L’udienza ha visto i ricorrenti provare a motivare le loro ragioni: il piano costituirebbe un atto ultra vires, le istituzioni UE non avrebbero competenze per realizzarlo ed esso potrebbe mettere in discussione l’autonomia di bilancio del Bundestag, compromettendo così l’identità costituzionale tedesca. Ipotesi smentite categoricamente sia dal Governo federale, che ha ricordato come la Commissione già in passato si è indebitata con interventi simili, seppur certamente in misura inferiore, e il Bundestag, che ha considerato irrealistico lo scenario minacciato dai ricorrenti in cui la sola Germania potrebbe essere chiamata a rispondere dell’intera cifra.
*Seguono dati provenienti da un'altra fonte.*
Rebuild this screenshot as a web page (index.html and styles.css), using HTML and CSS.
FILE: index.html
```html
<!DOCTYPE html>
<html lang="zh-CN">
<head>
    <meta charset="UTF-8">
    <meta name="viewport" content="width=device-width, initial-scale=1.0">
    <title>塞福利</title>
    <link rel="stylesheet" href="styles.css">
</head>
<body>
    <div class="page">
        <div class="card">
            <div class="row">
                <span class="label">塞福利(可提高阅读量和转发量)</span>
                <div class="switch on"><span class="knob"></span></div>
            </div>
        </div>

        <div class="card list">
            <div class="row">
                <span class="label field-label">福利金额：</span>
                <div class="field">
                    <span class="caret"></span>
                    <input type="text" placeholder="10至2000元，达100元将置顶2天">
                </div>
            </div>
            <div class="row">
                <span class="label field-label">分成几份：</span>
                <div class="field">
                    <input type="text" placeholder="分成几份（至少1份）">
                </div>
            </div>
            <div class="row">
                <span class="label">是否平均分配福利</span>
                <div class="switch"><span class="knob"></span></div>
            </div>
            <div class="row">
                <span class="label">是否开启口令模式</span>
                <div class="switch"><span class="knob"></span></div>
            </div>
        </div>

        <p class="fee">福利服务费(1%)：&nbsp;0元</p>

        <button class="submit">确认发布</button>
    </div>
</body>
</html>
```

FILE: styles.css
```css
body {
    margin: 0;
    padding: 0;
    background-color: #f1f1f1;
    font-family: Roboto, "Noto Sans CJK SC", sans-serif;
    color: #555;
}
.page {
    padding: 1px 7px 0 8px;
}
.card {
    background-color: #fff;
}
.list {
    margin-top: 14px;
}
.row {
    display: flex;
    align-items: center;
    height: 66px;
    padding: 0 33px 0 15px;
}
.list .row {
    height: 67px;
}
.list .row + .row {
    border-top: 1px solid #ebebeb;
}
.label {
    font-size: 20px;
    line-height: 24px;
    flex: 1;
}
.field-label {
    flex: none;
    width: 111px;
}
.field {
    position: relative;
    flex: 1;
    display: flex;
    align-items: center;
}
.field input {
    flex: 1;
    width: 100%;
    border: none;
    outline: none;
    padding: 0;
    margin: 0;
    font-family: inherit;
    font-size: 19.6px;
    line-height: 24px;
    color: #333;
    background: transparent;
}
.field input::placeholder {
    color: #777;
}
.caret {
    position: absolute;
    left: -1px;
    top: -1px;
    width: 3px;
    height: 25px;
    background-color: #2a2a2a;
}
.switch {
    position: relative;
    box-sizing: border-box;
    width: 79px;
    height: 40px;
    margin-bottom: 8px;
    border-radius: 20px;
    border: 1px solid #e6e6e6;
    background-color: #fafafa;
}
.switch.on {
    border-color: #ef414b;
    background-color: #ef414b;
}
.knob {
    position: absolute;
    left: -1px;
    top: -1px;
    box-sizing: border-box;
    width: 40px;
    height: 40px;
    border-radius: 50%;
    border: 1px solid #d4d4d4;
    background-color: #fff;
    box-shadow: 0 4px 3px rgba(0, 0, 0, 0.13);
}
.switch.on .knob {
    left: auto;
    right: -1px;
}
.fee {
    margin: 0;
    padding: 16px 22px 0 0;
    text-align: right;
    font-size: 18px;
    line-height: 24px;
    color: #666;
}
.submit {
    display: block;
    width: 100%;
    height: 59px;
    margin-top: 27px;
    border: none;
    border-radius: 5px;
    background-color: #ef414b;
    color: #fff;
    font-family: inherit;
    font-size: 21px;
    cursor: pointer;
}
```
Più prudenti le posizioni degli esperti, in particolare economisti, ai quali il Tribunale si è rivolto. Dall’udienza è venuta fuori una certa sicurezza degli esperti sia per la compatibilità del piano con le norme costituzionali tedesche sia per la bontà del piano. Come pure Next Generation non dovrebbe causare problemi all’autonomia del Bundestag. La domanda che, però, è risuonata più volte in udienza è stata sintetizzata efficacemente da Clemens Fuest, dell’Ifo - Institut für Wirtschaftsforschung: se il piano è valido, perché non replicarlo alla prossima crisi? In questo modo le pressioni sul Governo tedesco potrebbero aumentare perché siano adottate soluzioni simili per crisi diverse, senza soprattutto dotare l’Unione di strumenti efficaci per vincolare le risorse a progetti specifici.

È probabile che in questo caso la corte di Karlsruhe consideri il piano coerente con la Integrationsverantwortung contenuta nel Grundgesetz, rigettando i ricorsi. Oppure, decida nuovamente di rivolgersi alla Corte del Lussemburgo per definire ulteriori limiti, più stringenti, all’uso delle risorse stesse e al controllo da parte delle istituzioni europee e di quelle nazionali.

In quest’ultimo caso, come anche per il ricorso contro il PEPP, la Corte del Lussemburgo dovrebbe fare i conti nuovamente con richieste molto precise da parte del Tribunale costituzionale federale e, per evitare un esito simile a quello del 2020, sarà richiesto un atteggiamento diverso da parte dei giudici europei. Vale a dire di maggiore presa in considerazione dei rilievi formulati da Karlsruhe: uno scontro di sistema può essere disinnescato solo in due.